Numerous other examples, from Canada to New Zealand, Lincoln’s “Greenbacks,” etc., eventually let to a cartel composed of the central banks of each nation, each privately owned and coordinated by the Bank for International Settlements (BIS) in Geneva, itself owned by the central banks. The International Monetary Fund (IMF) and World Bank (WB) impose financial requirements and lend to ‘developing countries’ in support of the interests of global capital in dominating national economies.
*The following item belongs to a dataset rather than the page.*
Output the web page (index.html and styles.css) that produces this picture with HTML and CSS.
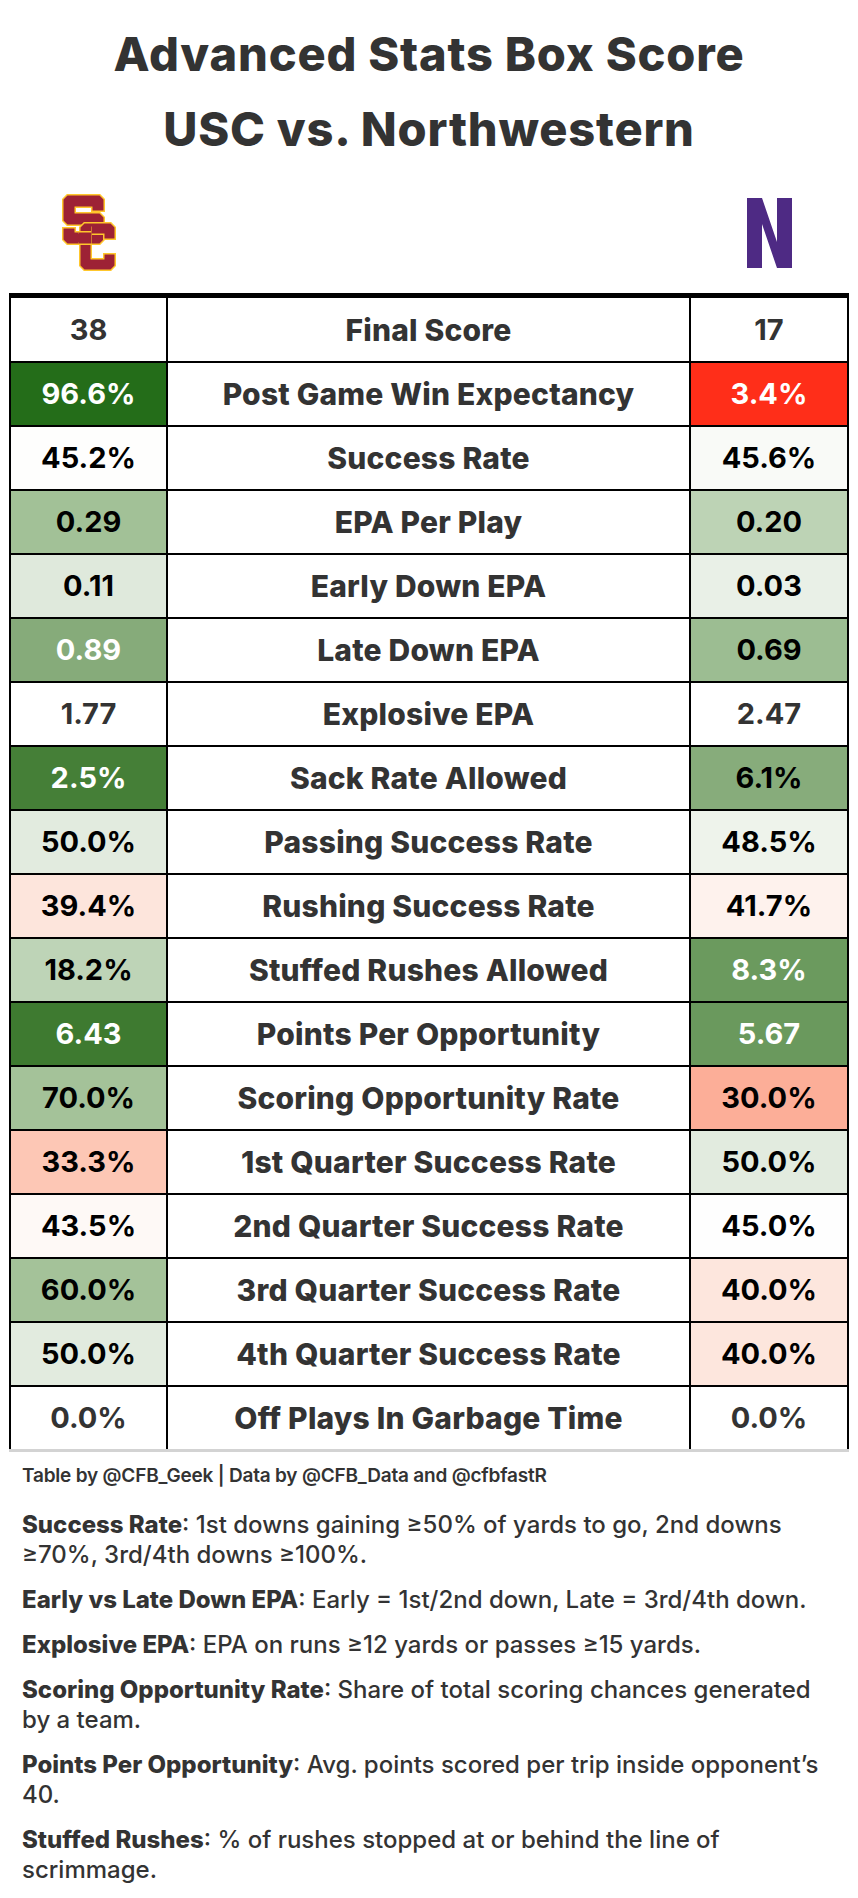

So, the currencies and banking requirements of nations are controlled by the private international banking cartel. The control of national economies in the interests of central banks, causes booms and busts in their pursuit of bank profits and control of national economies. Today, each central bank is largely controlled by its relationships to the cartel. Governments take a back seat to the whole of global finance, and their economic and monitary policies are subordinate to the global capital markets controlled by the BIS, the IMF, and the WB, all operated in the interests of the banks, not nations.

Illusions of Wealth
Most of the ‘highest values’ of modern economic ideology are buzzwords for the mechanisms by which the Big Banks control national economies and extract vast amounts of “wealth” from them.

“Free Trade,” for example, is actually the freedom of giant corporations and the giant banks that finance them to exploit labor internationally and avoid any responsibility for environmental damage they do in the nations in which they operate. “Financial innovation” is actually the various schemes of the Big Banks to extract phantom wealth out of the banking system by ‘packaging’ debt into complex derivative instruments from which additional fees and profits are squeezed, and risk externalized.

It is all built on a system of debt-based money, that is, money created out of debt through double-entry electronic bookkeeping when a bank makes a loan. Banks are allowed to lend much more money than they have ‘on reserve.’ The money they lend is thereby created “out of thin air.” They can borrow even more from the central bank – the Federal Reserve in the U.S. – at very low rates and lend it to their customers at much higher rates. Remember, the Fed is owned by its member banks.

It’s a great big illusion. Why? Because the creation of money is not related to actual economic activity in the real world. Of course, lending does occur for actual production of goods and services for the economy, but the money and banking system I am describing here operates independently and in addition to the real world of investment in the economy itself. In the past couple of decades the phantom-wealth ‘economy’ has expanded to the point where it accounts for a much larger share of the GDP than before. Yet, it contributes nothing to the real economy. Despite massive “quantitative easing,” little of the vast funds released to the Big Banks have reached down into the real economy. Contrary to the dominant ideology, you could do away with these “too big to fail” banks and nothing much in the real world would be missed.

The Walking Dead
The unbridled global capitalist system has no natural constraints, except the finite supply of energy and other resources. It is in the early but rapidly accelerating stage of near-death. Unless it is radically transformed, quickly, the extinction of the human species from which it emanates, will be its final constraint. That will depends upon whether or not the illusions of global finance capital continue beyond the tipping point of ecological and societal collapse. In either case, it is already the walking dead.